According to regulations from the Inland Revenue Department, companies are typically required to file their returns within one month of receiving their tax documents. However, the department also offers the option to apply for an extension under specific circumstances. It’s important to note that from April to September, accounting firms experience their peak period. As such, it is crucial for company operators in Hong Kong to arrange their tax filings and audits early to avoid the pitfalls of a tight schedule due to high demand.

In this blog, Hongda will provide a detailed explanation of the tax filing process for Hong Kong companies. We also want to emphasize the importance of maintaining year-round accounting, auditing, and tax compliance for the smooth operation of your business in Hong Kong!

 

 

Why profits tax filing is important to your Hong Kong company?

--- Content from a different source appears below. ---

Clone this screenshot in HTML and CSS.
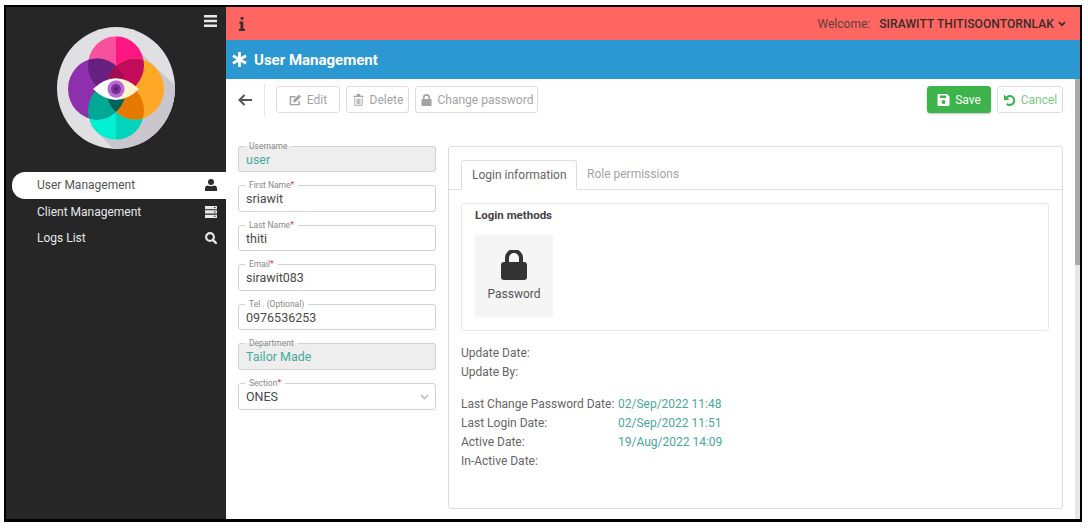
FILE: index.html
```html
<!DOCTYPE html>
<html lang="en">
<head>
  <meta charset="UTF-8">
  <meta name="viewport" content="width=device-width, initial-scale=1.0">
  <title>User Management</title>
  <link rel="stylesheet" href="styles.css">
</head>
<body>
  <div class="frame">
    <aside class="sidebar">
      <div class="burger-row">
        <svg class="burger" viewBox="0 0 13 12"><path d="M0 0h13v2.4H0zM0 4.8h13v2.4H0zM0 9.600h13V12H0z" fill="#e8e8e8"/></svg>
      </div>
      <svg class="logo" viewBox="0 0 118 118" preserveAspectRatio="none">
        <defs>
          <clipPath id="disc"><circle cx="59" cy="59" r="59"/></clipPath>
          <clipPath id="cTop"><ellipse cx="59" cy="37" rx="28" ry="28"/></clipPath>
          <clipPath id="cBottom"><ellipse cx="59" cy="81" rx="28" ry="28"/></clipPath>
          <clipPath id="cLeft"><ellipse cx="40" cy="60" rx="29" ry="29.500"/></clipPath>
        </defs>
        <circle cx="59" cy="59" r="59" fill="#e0e0e3"/>
        <polygon clip-path="url(#disc)" points="86,27 130,68 130,130 70,131 33,95" fill="#c9c7cd"/>
        <rect x="31" y="9" width="28" height="56" fill="#f8509c" clip-path="url(#cTop)"/>
        <rect x="59" y="9" width="28" height="56" fill="#ff1683" clip-path="url(#cTop)"/>
        <rect x="31" y="53" width="28" height="56" fill="#00f0d2" clip-path="url(#cBottom)"/>
        <rect x="59" y="53" width="28" height="56" fill="#00d4ba" clip-path="url(#cBottom)"/>
        <ellipse cx="40" cy="60" rx="29" ry="29.500" fill="#8e30ae"/>
        <ellipse cx="78" cy="60" rx="29" ry="29.500" fill="#ffa726"/>
        <g clip-path="url(#cTop)">
          <ellipse cx="40" cy="60" rx="29" ry="29.500" fill="#66207f"/>
          <ellipse cx="78" cy="60" rx="29" ry="29.500" fill="#c40c5c"/>
          <g clip-path="url(#cLeft)"><ellipse cx="78" cy="60" rx="29" ry="29.500" fill="#a30c50"/></g>
        </g>
        <g clip-path="url(#cBottom)">
          <ellipse cx="40" cy="60" rx="29" ry="29.500" fill="#00a896"/>
          <ellipse cx="78" cy="60" rx="29" ry="29.500" fill="#e67a00"/>
          <g clip-path="url(#cLeft)"><ellipse cx="78" cy="60" rx="29" ry="29.500" fill="#00625f"/></g>
        </g>
        <path d="M36 60Q47 49.500 59 49.500V70.500Q47 70.500 36 60Z" fill="#fff"/>
        <path d="M59 49.500Q71 49.500 82 60Q71 70.500 59 70.500Z" fill="#fff4d0"/>
        <circle cx="59" cy="60" r="8.500" fill="#b86ad6"/>
        <circle cx="59" cy="60" r="5" fill="#7a3098"/>
        <circle cx="59" cy="60" r="2" fill="#5a1f78"/>
      </svg>
      <nav class="nav">
        <a class="nav-item active">User Management
          <svg class="nav-icon" viewBox="0 0 12 12"><circle cx="6" cy="3" r="3" fill="#2b2b2b"/><path d="M0 12V9.200Q0 6.600 2.500 6.400Q6 8 9.500 6.400Q12 6.600 12 9.200V12Z" fill="#2b2b2b"/></svg>
        </a>
        <a class="nav-item">Client Management
          <svg class="nav-icon" viewBox="0 0 12 12"><path d="M0 0h12v3.300H0zM0 4.300h12v3.300H0zM0 8.700h12V12H0z" fill="#e8e8e8"/><path d="M9 1h1.500v1H9zM9 5.400h1.500v1H9zM9 9.800h1.500v1H9z" fill="#262626"/></svg>
        </a>
        <a class="nav-item">Logs List
          <svg class="nav-icon" viewBox="0 0 12 12"><circle cx="5" cy="5" r="3.900" fill="none" stroke="#e8e8e8" stroke-width="2.100"/><path d="M7.800 7.800 11 11" stroke="#e8e8e8" stroke-width="2.400" stroke-linecap="round"/></svg>
        </a>
      </nav>
    </aside>

    <main class="main">
      <header class="topbar">
        <svg class="info" viewBox="0 0 6 14"><path d="M1.600 0h2.800v2.800H1.600zM.4 4.500h3.900v7.300H6V14H0v-2.200h1.500V6.700H.4z" fill="#3a2c2c"/></svg>
        <span class="welcome">Welcome:</span>
        <b class="username">SIRAWITT THITISOONTORNLAK</b>
        <svg class="caret" viewBox="0 0 8 6"><path d="M1 1.200 4 4.200 7 1.200" fill="none" stroke="#3a2c2c" stroke-width="1.700"/></svg>
      </header>
      <div class="titlebar">
        <svg class="asterisk" viewBox="0 0 14 14"><path d="M7 0v14M.9 3.500 13.100 10.500M13.100 3.500 .9 10.500" stroke="#fff" stroke-width="2.600"/></svg>
        <span>User Management</span>
      </div>

      <div class="body">
        <div class="content">
          <div class="toolbar">
            <svg class="back" viewBox="0 0 14 12"><path d="M6.500 1 1.500 6 6.500 11M2 6H14" fill="none" stroke="#555" stroke-width="2"/></svg>
            <span class="divider"></span>
            <button class="btn edit">
              <svg class="btn-icon" viewBox="0 0 14 13"><path d="M11 7.500V11.500H1.500V3H7" fill="none" stroke="#a3a3a3" stroke-width="1.600"/><path d="M4.500 9.200 5 6.300 10.700.6 13 2.900 7.300 8.600Z" fill="#a3a3a3"/></svg>
              Edit
            </button>
            <button class="btn delete">
              <svg class="btn-icon" viewBox="0 0 11 13"><path d="M0 2h11v1.300H0zM3.500 0h4v2h-4z" fill="#a3a3a3"/><path d="M1.500 4v8.300h8V4M4 5v6M5.500 5v6M7 5v6" fill="none" stroke="#a3a3a3" stroke-width="1"/></svg>
              Delete
            </button>
            <button class="btn password">
              <svg class="btn-icon" viewBox="0 0 11 13"><rect y="5.500" width="11" height="7.500" rx="1" fill="#a3a3a3"/><path d="M2.500 6V4a3 3 0 0 1 6 0v2" fill="none" stroke="#a3a3a3" stroke-width="1.800"/></svg>
              Change password
            </button>
            <button class="btn save">
              <svg class="btn-icon" viewBox="0 0 12 12"><path d="M1 0h8.500L12 2.500V11a1 1 0 0 1-1 1H1a1 1 0 0 1-1-1V1a1 1 0 0 1 1-1Z" fill="#fff"/><rect x="2.500" y="1.500" width="6" height="2.500" fill="#3cb44b"/><circle cx="6" cy="8" r="2" fill="#3cb44b"/></svg>
              Save
            </button>
            <button class="btn cancel">
              <svg class="btn-icon" viewBox="0 0 13 13"><path d="M3 4.200A4.800 4.800 0 1 1 3.500 10.500" fill="none" stroke="#3cb44b" stroke-width="2.200"/><path d="M.5 .5v6h6z" fill="#3cb44b"/></svg>
              Cancel
            </button>
          </div>

          <div class="columns">
            <form class="user-form">
              <fieldset class="field locked"><legend>Username</legend><span class="value">user</span></fieldset>
              <fieldset class="field"><legend>First Name<i>*</i></legend><span class="value">sriawit</span></fieldset>
              <fieldset class="field"><legend>Last Name<i>*</i></legend><span class="value">thiti</span></fieldset>
              <fieldset class="field"><legend>Email<i>*</i></legend><span class="value">sirawit083</span></fieldset>
              <fieldset class="field"><legend>Tel . (Optional)</legend><span class="value">0976536253</span></fieldset>
              <fieldset class="field locked"><legend>Department</legend><span class="value">Tailor Made</span></fieldset>
              <fieldset class="field select"><legend>Section<i>*</i></legend><span class="value">ONES</span>
                <svg class="select-caret" viewBox="0 0 9 6"><path d="M1 1 4.500 4.500 8 1" fill="none" stroke="#bbb" stroke-width="1.600"/></svg>
              </fieldset>
            </form>

            <section class="panel">
              <div class="tabs">
                <span class="tab active">Login information</span>
                <span class="tab">Role permissions</span>
              </div>
              <div class="tab-body">
                <div class="methods">
                  <h4>Login methods</h4>
                  <div class="method">
                    <svg class="method-icon" viewBox="0 0 26 30"><rect y="12" width="26" height="18" rx="3" fill="#333"/><path d="M6 14V8a7 7 0 0 1 14 0v6" fill="none" stroke="#333" stroke-width="4"/></svg>
                    <span>Password</span>
                  </div>
                </div>
                <dl class="dates first">
                  <dt>Update Date:</dt><dd></dd>
                  <dt>Update By:</dt><dd></dd>
                </dl>
                <dl class="dates">
                  <dt>Last Change Password Date:</dt><dd>02/Sep/2022 11:48</dd>
                  <dt>Last Login Date:</dt><dd>02/Sep/2022 11:51</dd>
                  <dt>Active Date:</dt><dd>19/Aug/2022 14:09</dd>
                  <dt>In-Active Date:</dt><dd></dd>
                </dl>
              </div>
            </section>
          </div>
        </div>
        <div class="scrollbar"><div class="thumb"></div></div>
      </div>
    </main>
  </div>
</body>
</html>
```

FILE: styles.css
```css
* {
  box-sizing: border-box;
}
html, body {
  height: 100%;
  overflow: hidden;
}
body {
  margin: 0;
  padding: 5px 6px 6px 4px;
  background: white;
  font-family: Roboto, "Liberation Sans", sans-serif;
  font-size: 12px;
  color: #555;
}
.frame {
  display: flex;
  height: 517px;
  border: 2px solid #000;
  border-bottom-width: 3px;
  overflow: hidden;
}

/* sidebar */
.sidebar {
  width: 220px;
  flex: none;
  background: #262626;
}
.burger-row {
  display: flex;
  justify-content: flex-end;
  padding: 8px 9px 0 0;
}
.burger {
  width: 13px;
  height: 12px;
  display: block;
}
.logo {
  display: block;
  width: 118px;
  height: 122px;
  margin: 0 0 0 51px;
}
.nav {
  margin-top: 23px;
  padding-left: 6px;
}
.nav-item {
  display: flex;
  align-items: center;
  justify-content: space-between;
  height: 26.500px;
  padding: 0 9px 0 25px;
  color: #e8e8e8;
}
.nav-item.active {
  background: white;
  color: #555;
  border-radius: 13px 0 0 13px;
}
.nav-icon {
  width: 12px;
  height: 12px;
}

/* top bars */
.topbar {
  display: flex;
  align-items: center;
  height: 33px;
  padding: 0 14px 0 13px;
  background: #ff6661;
  color: #3a2c2c;
}
.info {
  width: 6px;
  height: 14px;
  margin-right: auto;
}
.welcome {
  margin-right: 9px;
  color: #5c4040;
}
.username {
  font-weight: 500;
  letter-spacing: 0.1px;
}
.caret {
  width: 8px;
  height: 6px;
  margin-left: 4px;
}
.titlebar {
  display: flex;
  align-items: center;
  gap: 7px;
  height: 39px;
  padding-left: 6px;
  background: #2b98d2;
  color: white;
  font-size: 15px;
  font-weight: 700;
}
.asterisk {
  width: 15px;
  height: 15px;
}

/* main */
.main {
  flex: 1;
  display: flex;
  flex-direction: column;
  min-width: 0;
}
.body {
  flex: 1;
  display: flex;
  min-height: 0;
}
.content {
  flex: 1;
  min-width: 0;
  padding: 4px 12px 0 12px;
}
.scrollbar {
  width: 5px;
  background: #e8e8e8;
}
.thumb {
  height: 186px;
  background: #aaa;
}

/* toolbar */
.toolbar {
  display: flex;
  align-items: center;
  gap: 6px;
  height: 33px;
}
.back {
  width: 14px;
  height: 12px;
}
.divider {
  width: 1px;
  height: 32px;
  margin: 0 5px 0 6px;
  background: #e6e6e6;
}
.btn {
  display: inline-flex;
  align-items: center;
  justify-content: center;
  gap: 5px;
  height: 27px;
  padding: 0;
  background: white;
  border: 1px solid #ddd;
  border-radius: 3px;
  font: inherit;
  color: #a3a3a3;
}
.edit { width: 64px; }
.delete { width: 63px; }
.password { width: 123px; }
.save {
  width: 64px;
  margin-left: auto;
  background: #3cb44b;
  border-color: #3cb44b;
  color: white;
  box-shadow: 0 1px 2px rgba(0,0,0,0.25);
}
.cancel {
  width: 66px;
  color: #7cc987;
}
.btn-icon {
  width: 13px;
  height: 12px;
}

/* form */
.columns {
  display: flex;
  gap: 12px;
  margin-top: 30px;
}
.user-form {
  width: 198px;
  flex: none;
  margin-top: -5.500px;
  display: flex;
  flex-direction: column;
  gap: 8.100px;
}
.field {
  position: relative;
  margin: 0;
  height: 31.500px;
  padding: 0 7px;
  border: 1px solid #d2d2d2;
  border-radius: 3px;
  line-height: 15px;
  font-size: 12.500px;
  color: #4a4a4a;
}
.field legend {
  margin-left: -1px;
  padding: 0 4px;
  font-size: 8.500px;
  line-height: 11px;
  color: #888;
}
.field legend i {
  color: #e0334c;
  font-style: normal;
}
.locked {
  background: #eee;
}
.locked .value {
  color: #4aa89c;
}
.select-caret {
  position: absolute;
  right: 6px;
  top: 5px;
  width: 9px;
  height: 6px;
}

/* panel */
.panel {
  flex: 1;
  height: 363px;
  border: 1px solid #ddd;
  border-radius: 3px;
}
.tabs {
  display: flex;
  height: 43px;
  padding: 13px 0 0 12px;
  border-bottom: 1px solid #ddd;
}
.tab {
  height: 30px;
  padding: 0 10px;
  line-height: 28px;
  white-space: nowrap;
  color: #a3a3a3;
}
.tab.active {
  width: 116px;
  background: white;
  border: 1px solid #ddd;
  border-bottom-color: white;
  border-radius: 3px 3px 0 0;
  color: #666;
}
.tab-body {
  padding: 13px 13px 0 12px;
}
.methods {
  height: 128px;
  padding: 5px 13px;
  border: 1px solid #e6e6e6;
  border-radius: 3px;
}
.methods h4 {
  margin: 0;
  font-size: 11.500px;
  font-weight: 700;
  line-height: 13px;
  color: #444;
}
.method {
  display: flex;
  flex-direction: column;
  align-items: center;
  width: 78px;
  height: 82px;
  margin-top: 13px;
  padding-top: 15px;
  background: #f5f5f5;
  border-radius: 2px;
}
.method-icon {
  width: 26px;
  height: 30px;
  margin-bottom: 7px;
}
.dates {
  display: grid;
  grid-template-columns: 157px auto;
  grid-auto-rows: 19px;
  margin: 0;
  line-height: 19px;
}
.dates.first {
  margin: 13px 0;
}
.dates dt {
  color: #666;
  white-space: nowrap;
}
.dates dd {
  margin: 0;
  color: #4aa89c;
}
```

Annual audits and tax filings are crucial for companies registered in Hong Kong, ensuring they comply with legal requirements and maintain operational integrity. Here's why these processes are essential:

  • Legal Requirement and Corporate Status: Annual audits are not only mandated by law but also serve as a declaration that the company remains active and meets the criteria to function as an independent legal entity. These audits involve updating vital company registration information such as directorships, shareholder details, and registered addresses, ensuring transparency and timeliness of the information.
  • Tax Compliance and Financial Management: Filing taxes is critical to prevent potential audits and legal issues. It ensures that the company adheres to tax laws, avoiding penalties and interest on late submissions. Proper tax filing supports effective tax planning and strengthens financial management within the company.'

 

Failure to complete these procedures on time can lead to severe consequences, including:

  • Fines: If a company fails to conduct its annual audits and file taxes, it will incur fines that increase with the length of the delay.
  • Operational Restrictions: Essential operations like bank account openings may be impacted. Applications for such processes might be denied. Directors may also face travel restrictions or detainment by customs.
  • Deregistration and Blacklisting: Prolonged non-compliance can lead to company deregistration and blacklisting of its directors and shareholders.
  • Reputation Damage: Compliance with tax laws is a significant part of a company's reputation. Delays in filing taxes can harm relationships with investors, partners, and banks, affecting the company’s market presence and business opportunities.
  • Legal Consequences: Continuous non-compliance can lead to severe legal repercussions, including court summons, lawsuits, or even imprisonment of company officials.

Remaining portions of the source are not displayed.